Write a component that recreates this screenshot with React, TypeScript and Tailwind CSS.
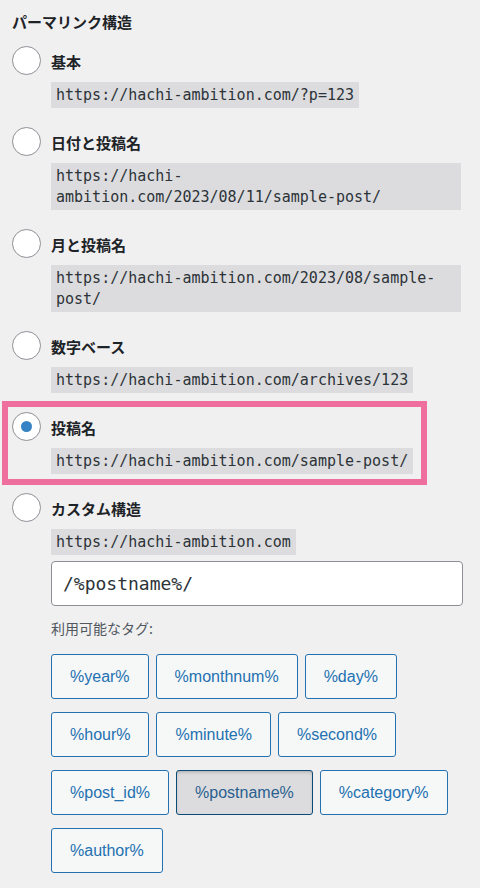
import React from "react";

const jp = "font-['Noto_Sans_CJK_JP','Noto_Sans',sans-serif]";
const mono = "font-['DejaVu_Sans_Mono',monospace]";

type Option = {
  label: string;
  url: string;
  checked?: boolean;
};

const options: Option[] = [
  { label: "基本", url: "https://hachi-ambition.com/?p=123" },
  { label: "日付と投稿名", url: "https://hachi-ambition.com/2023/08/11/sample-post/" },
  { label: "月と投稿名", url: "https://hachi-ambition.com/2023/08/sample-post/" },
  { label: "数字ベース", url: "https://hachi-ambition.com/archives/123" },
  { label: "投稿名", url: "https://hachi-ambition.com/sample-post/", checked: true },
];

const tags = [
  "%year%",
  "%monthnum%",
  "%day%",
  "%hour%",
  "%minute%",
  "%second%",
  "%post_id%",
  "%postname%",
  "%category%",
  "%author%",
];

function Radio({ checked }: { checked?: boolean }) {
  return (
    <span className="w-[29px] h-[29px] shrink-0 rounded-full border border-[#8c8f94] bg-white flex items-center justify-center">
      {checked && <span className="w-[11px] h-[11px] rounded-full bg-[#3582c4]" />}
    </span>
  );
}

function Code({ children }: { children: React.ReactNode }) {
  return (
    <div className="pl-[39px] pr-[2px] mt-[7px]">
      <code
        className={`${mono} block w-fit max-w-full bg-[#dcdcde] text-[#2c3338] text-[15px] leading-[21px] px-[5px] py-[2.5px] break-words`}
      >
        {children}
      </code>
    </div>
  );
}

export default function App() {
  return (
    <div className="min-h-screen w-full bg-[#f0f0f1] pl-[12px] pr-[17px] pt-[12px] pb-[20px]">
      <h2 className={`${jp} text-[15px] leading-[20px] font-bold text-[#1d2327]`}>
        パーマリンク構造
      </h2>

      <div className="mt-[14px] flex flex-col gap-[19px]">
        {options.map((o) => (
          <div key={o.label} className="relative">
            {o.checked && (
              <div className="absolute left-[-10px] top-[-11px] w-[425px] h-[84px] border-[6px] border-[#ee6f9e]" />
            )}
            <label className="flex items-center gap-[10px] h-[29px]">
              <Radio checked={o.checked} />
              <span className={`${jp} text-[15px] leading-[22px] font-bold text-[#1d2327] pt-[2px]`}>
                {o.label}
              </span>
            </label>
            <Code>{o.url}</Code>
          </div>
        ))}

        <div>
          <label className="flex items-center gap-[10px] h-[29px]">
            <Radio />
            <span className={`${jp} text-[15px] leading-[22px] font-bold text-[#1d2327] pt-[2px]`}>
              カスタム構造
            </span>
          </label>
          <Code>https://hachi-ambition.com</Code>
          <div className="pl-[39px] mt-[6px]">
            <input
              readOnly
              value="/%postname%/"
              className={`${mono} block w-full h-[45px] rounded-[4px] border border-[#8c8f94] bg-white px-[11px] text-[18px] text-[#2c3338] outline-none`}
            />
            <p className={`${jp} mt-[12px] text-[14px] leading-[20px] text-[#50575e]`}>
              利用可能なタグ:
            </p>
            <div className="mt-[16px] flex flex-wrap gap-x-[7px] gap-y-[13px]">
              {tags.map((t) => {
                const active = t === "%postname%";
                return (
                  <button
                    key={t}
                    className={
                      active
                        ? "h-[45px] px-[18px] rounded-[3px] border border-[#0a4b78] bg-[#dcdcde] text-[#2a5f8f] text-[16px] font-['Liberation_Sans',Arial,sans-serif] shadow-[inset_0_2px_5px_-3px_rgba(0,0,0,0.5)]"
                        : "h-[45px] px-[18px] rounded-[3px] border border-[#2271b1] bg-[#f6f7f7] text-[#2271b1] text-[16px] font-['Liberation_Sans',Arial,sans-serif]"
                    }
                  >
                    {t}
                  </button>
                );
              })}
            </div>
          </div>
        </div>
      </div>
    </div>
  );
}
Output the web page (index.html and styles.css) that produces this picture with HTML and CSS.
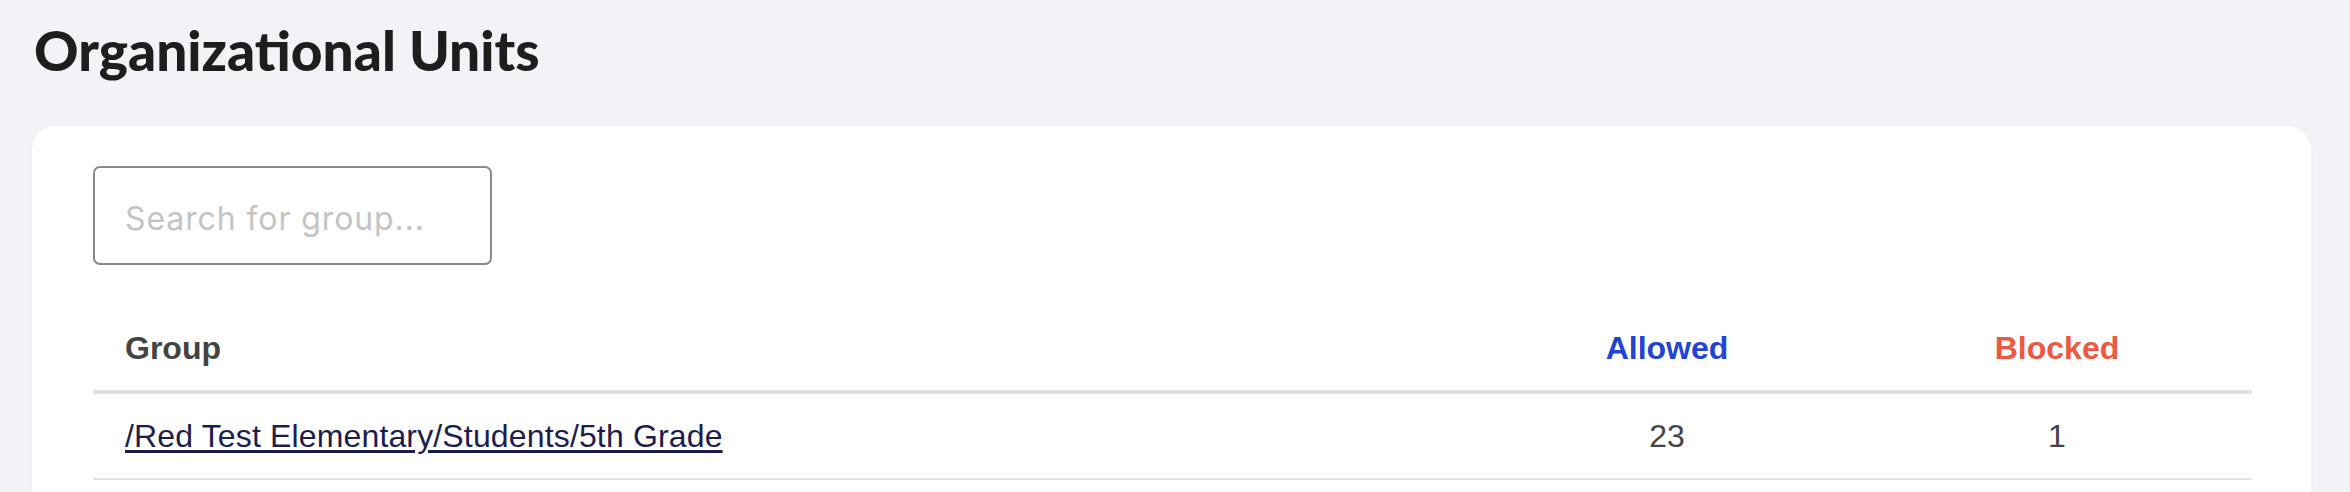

EXERCISE DIRECTIONS:
Without the pictures, reproduce every line of the records above exactly.

WRITTEN RESPONSE:
Write a component that recreates this screenshot with React, TypeScript and Tailwind CSS.
import React from "react";

const jp = "font-['Noto_Sans_CJK_JP','Noto_Sans',sans-serif]";
const mono = "font-['DejaVu_Sans_Mono',monospace]";

type Option = {
  label: string;
  url: string;
  checked?: boolean;
};

const options: Option[] = [
  { label: "基本", url: "https://hachi-ambition.com/?p=123" },
  { label: "日付と投稿名", url: "https://hachi-ambition.com/2023/08/11/sample-post/" },
  { label: "月と投稿名", url: "https://hachi-ambition.com/2023/08/sample-post/" },
  { label: "数字ベース", url: "https://hachi-ambition.com/archives/123" },
  { label: "投稿名", url: "https://hachi-ambition.com/sample-post/", checked: true },
];

const tags = [
  "%year%",
  "%monthnum%",
  "%day%",
  "%hour%",
  "%minute%",
  "%second%",
  "%post_id%",
  "%postname%",
  "%category%",
  "%author%",
];

function Radio({ checked }: { checked?: boolean }) {
  return (
    <span className="w-[29px] h-[29px] shrink-0 rounded-full border border-[#8c8f94] bg-white flex items-center justify-center">
      {checked && <span className="w-[11px] h-[11px] rounded-full bg-[#3582c4]" />}
    </span>
  );
}

function Code({ children }: { children: React.ReactNode }) {
  return (
    <div className="pl-[39px] pr-[2px] mt-[7px]">
      <code
        className={`${mono} block w-fit max-w-full bg-[#dcdcde] text-[#2c3338] text-[15px] leading-[21px] px-[5px] py-[2.5px] break-words`}
      >
        {children}
      </code>
    </div>
  );
}

export default function App() {
  return (
    <div className="min-h-screen w-full bg-[#f0f0f1] pl-[12px] pr-[17px] pt-[12px] pb-[20px]">
      <h2 className={`${jp} text-[15px] leading-[20px] font-bold text-[#1d2327]`}>
        パーマリンク構造
      </h2>

      <div className="mt-[14px] flex flex-col gap-[19px]">
        {options.map((o) => (
          <div key={o.label} className="relative">
            {o.checked && (
              <div className="absolute left-[-10px] top-[-11px] w-[425px] h-[84px] border-[6px] border-[#ee6f9e]" />
            )}
            <label className="flex items-center gap-[10px] h-[29px]">
              <Radio checked={o.checked} />
              <span className={`${jp} text-[15px] leading-[22px] font-bold text-[#1d2327] pt-[2px]`}>
                {o.label}
              </span>
            </label>
            <Code>{o.url}</Code>
          </div>
        ))}

        <div>
          <label className="flex items-center gap-[10px] h-[29px]">
            <Radio />
            <span className={`${jp} text-[15px] leading-[22px] font-bold text-[#1d2327] pt-[2px]`}>
              カスタム構造
            </span>
          </label>
          <Code>https://hachi-ambition.com</Code>
          <div className="pl-[39px] mt-[6px]">
            <input
              readOnly
              value="/%postname%/"
              className={`${mono} block w-full h-[45px] rounded-[4px] border border-[#8c8f94] bg-white px-[11px] text-[18px] text-[#2c3338] outline-none`}
            />
            <p className={`${jp} mt-[12px] text-[14px] leading-[20px] text-[#50575e]`}>
              利用可能なタグ:
            </p>
            <div className="mt-[16px] flex flex-wrap gap-x-[7px] gap-y-[13px]">
              {tags.map((t) => {
                const active = t === "%postname%";
                return (
                  <button
                    key={t}
                    className={
                      active
                        ? "h-[45px] px-[18px] rounded-[3px] border border-[#0a4b78] bg-[#dcdcde] text-[#2a5f8f] text-[16px] font-['Liberation_Sans',Arial,sans-serif] shadow-[inset_0_2px_5px_-3px_rgba(0,0,0,0.5)]"
                        : "h-[45px] px-[18px] rounded-[3px] border border-[#2271b1] bg-[#f6f7f7] text-[#2271b1] text-[16px] font-['Liberation_Sans',Arial,sans-serif]"
                    }
                  >
                    {t}
                  </button>
                );
              })}
            </div>
          </div>
        </div>
      </div>
    </div>
  );
}
Output the web page (index.html and styles.css) that produces this picture with HTML and CSS.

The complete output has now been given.